**** MATERIAL ****
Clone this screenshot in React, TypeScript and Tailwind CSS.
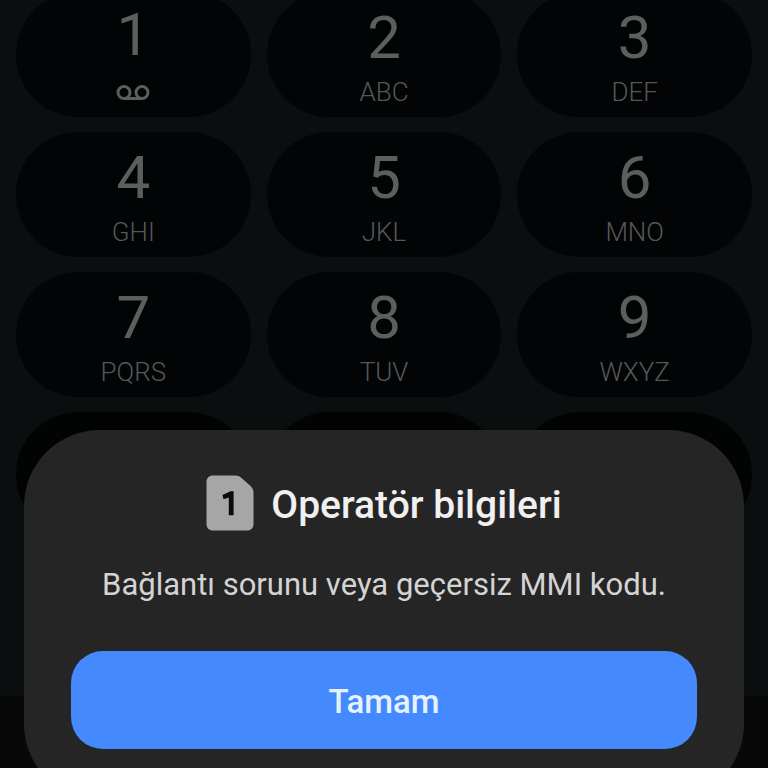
type Key = { digit: string; letters?: string };

const keys: Key[] = [
  { digit: "1" },
  { digit: "2", letters: "ABC" },
  { digit: "3", letters: "DEF" },
  { digit: "4", letters: "GHI" },
  { digit: "5", letters: "JKL" },
  { digit: "6", letters: "MNO" },
  { digit: "7", letters: "PQRS" },
  { digit: "8", letters: "TUV" },
  { digit: "9", letters: "WXYZ" },
];

const bottomKeys = ["Star", "Zero", "Pound"];

function VoicemailIcon() {
  return (
    <svg viewBox="0 0 34 18" className="h-[18px] w-[34px]" fill="none" stroke="currentColor" strokeWidth="3" aria-hidden="true">
      <circle cx="8" cy="8.500" r="6" />
      <circle cx="26" cy="8.500" r="6" />
      <path d="M8 14.500h18" />
    </svg>
  );
}

function SimIcon() {
  return (
    <svg viewBox="0 0 48 56" className="h-14 w-12" aria-hidden="true">
      <path
        d="M7 0.500H29C31.500 0.500 33.500 1.300 35.300 2.800L44.500 11C46.500 12.800 47.500 15 47.500 17.500V49C47.500 53 45 55.500 41 55.500H7C3 55.500 0.500 53 0.500 49V7C0.500 3 3 0.500 7 0.500Z"
        fill="#a6a6a6"
      />
      <path d="M16.500 20L24.500 16.200H27.600V40.200H22.800V22.400L17.500 24.200Z" fill="#0b0b0b" />
    </svg>
  );
}

function KeyButton({ digit, letters }: Key) {
  return (
    <button
      type="button"
      aria-label={letters ? undefined : "1, voicemail"}
      className={`flex h-[125px] flex-col items-center rounded-full bg-[#020405] text-[#5d5f5f] ${letters ? "pt-3" : "pt-[9px]"}`}
    >
      <span className="text-[60px] leading-[68px]">{digit}</span>
      {letters ? (
        <span className="text-[26px] leading-10 font-light text-[#565858]">{letters}</span>
      ) : (
        <span className="flex h-12 items-center">
          <VoicemailIcon />
        </span>
      )}
    </button>
  );
}

export default function App() {
  return (
    <div className="flex h-screen flex-col overflow-hidden bg-[#0b0e0f] font-['Roboto',sans-serif]">
      <main className="min-h-0 flex-1 overflow-hidden px-4">
        <div className="-mt-2 grid grid-cols-3 gap-x-4 gap-y-[15px]">
          {keys.map((key) => (
            <KeyButton key={key.digit} {...key} />
          ))}
          {bottomKeys.map((name) => (
            <button key={name} type="button" aria-label={name} className="h-[125px] rounded-full bg-[#020404]" />
          ))}
        </div>
      </main>
      <footer className="h-[72px] shrink-0 bg-[#080808]" />

      <div className="fixed inset-0 flex items-end overflow-hidden px-6">
        <section
          role="dialog"
          aria-modal="true"
          aria-labelledby="dialog-title"
          className="-mb-8 flex w-full flex-col rounded-[76px] bg-[#252525] px-[47px] pt-[45px] pb-[51px]"
        >
          <header className="flex justify-center gap-[17px]">
            <SimIcon />
            <h1 id="dialog-title" className="text-[39px] leading-[60px] font-medium text-[#f0f0f0]">
              Operatör bilgileri
            </h1>
          </header>
          <p className="mt-[30px] text-center text-[31px] leading-10 text-[#d4d4d4]">
            Bağlantı sorunu veya geçersiz MMI kodu.
          </p>
          <button
            type="button"
            className="mt-[46px] h-[98px] w-full rounded-[32px] bg-[#4589ff] pt-[3px] text-[33px] font-medium text-[#e6f2ff]"
          >
            Tamam
          </button>
        </section>
      </div>
    </div>
  );
}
****
INSTRUCTIONS TO FOLLOW:
Using the data above, print every line exactly, omitting pictures.

RESPONSE TO THIS EXERCISE:
Clone this screenshot in React, TypeScript and Tailwind CSS.
type Key = { digit: string; letters?: string };

const keys: Key[] = [
  { digit: "1" },
  { digit: "2", letters: "ABC" },
  { digit: "3", letters: "DEF" },
  { digit: "4", letters: "GHI" },
  { digit: "5", letters: "JKL" },
  { digit: "6", letters: "MNO" },
  { digit: "7", letters: "PQRS" },
  { digit: "8", letters: "TUV" },
  { digit: "9", letters: "WXYZ" },
];

const bottomKeys = ["Star", "Zero", "Pound"];

function VoicemailIcon() {
  return (
    <svg viewBox="0 0 34 18" className="h-[18px] w-[34px]" fill="none" stroke="currentColor" strokeWidth="3" aria-hidden="true">
      <circle cx="8" cy="8.500" r="6" />
      <circle cx="26" cy="8.500" r="6" />
      <path d="M8 14.500h18" />
    </svg>
  );
}

function SimIcon() {
  return (
    <svg viewBox="0 0 48 56" className="h-14 w-12" aria-hidden="true">
      <path
        d="M7 0.500H29C31.500 0.500 33.500 1.300 35.300 2.800L44.500 11C46.500 12.800 47.500 15 47.500 17.500V49C47.500 53 45 55.500 41 55.500H7C3 55.500 0.500 53 0.500 49V7C0.500 3 3 0.500 7 0.500Z"
        fill="#a6a6a6"
      />
      <path d="M16.500 20L24.500 16.200H27.600V40.200H22.800V22.400L17.500 24.200Z" fill="#0b0b0b" />
    </svg>
  );
}

function KeyButton({ digit, letters }: Key) {
  return (
    <button
      type="button"
      aria-label={letters ? undefined : "1, voicemail"}
      className={`flex h-[125px] flex-col items-center rounded-full bg-[#020405] text-[#5d5f5f] ${letters ? "pt-3" : "pt-[9px]"}`}
    >
      <span className="text-[60px] leading-[68px]">{digit}</span>
      {letters ? (
        <span className="text-[26px] leading-10 font-light text-[#565858]">{letters}</span>
      ) : (
        <span className="flex h-12 items-center">
          <VoicemailIcon />
        </span>
      )}
    </button>
  );
}

export default function App() {
  return (
    <div className="flex h-screen flex-col overflow-hidden bg-[#0b0e0f] font-['Roboto',sans-serif]">
      <main className="min-h-0 flex-1 overflow-hidden px-4">
        <div className="-mt-2 grid grid-cols-3 gap-x-4 gap-y-[15px]">
          {keys.map((key) => (
            <KeyButton key={key.digit} {...key} />
          ))}
          {bottomKeys.map((name) => (
            <button key={name} type="button" aria-label={name} className="h-[125px] rounded-full bg-[#020404]" />
          ))}
        </div>
      </main>
      <footer className="h-[72px] shrink-0 bg-[#080808]" />

      <div className="fixed inset-0 flex items-end overflow-hidden px-6">
        <section
          role="dialog"
          aria-modal="true"
          aria-labelledby="dialog-title"
          className="-mb-8 flex w-full flex-col rounded-[76px] bg-[#252525] px-[47px] pt-[45px] pb-[51px]"
        >
          <header className="flex justify-center gap-[17px]">
            <SimIcon />
            <h1 id="dialog-title" className="text-[39px] leading-[60px] font-medium text-[#f0f0f0]">
              Operatör bilgileri
            </h1>
          </header>
          <p className="mt-[30px] text-center text-[31px] leading-10 text-[#d4d4d4]">
            Bağlantı sorunu veya geçersiz MMI kodu.
          </p>
          <button
            type="button"
            className="mt-[46px] h-[98px] w-full rounded-[32px] bg-[#4589ff] pt-[3px] text-[33px] font-medium text-[#e6f2ff]"
          >
            Tamam
          </button>
        </section>
      </div>
    </div>
  );
}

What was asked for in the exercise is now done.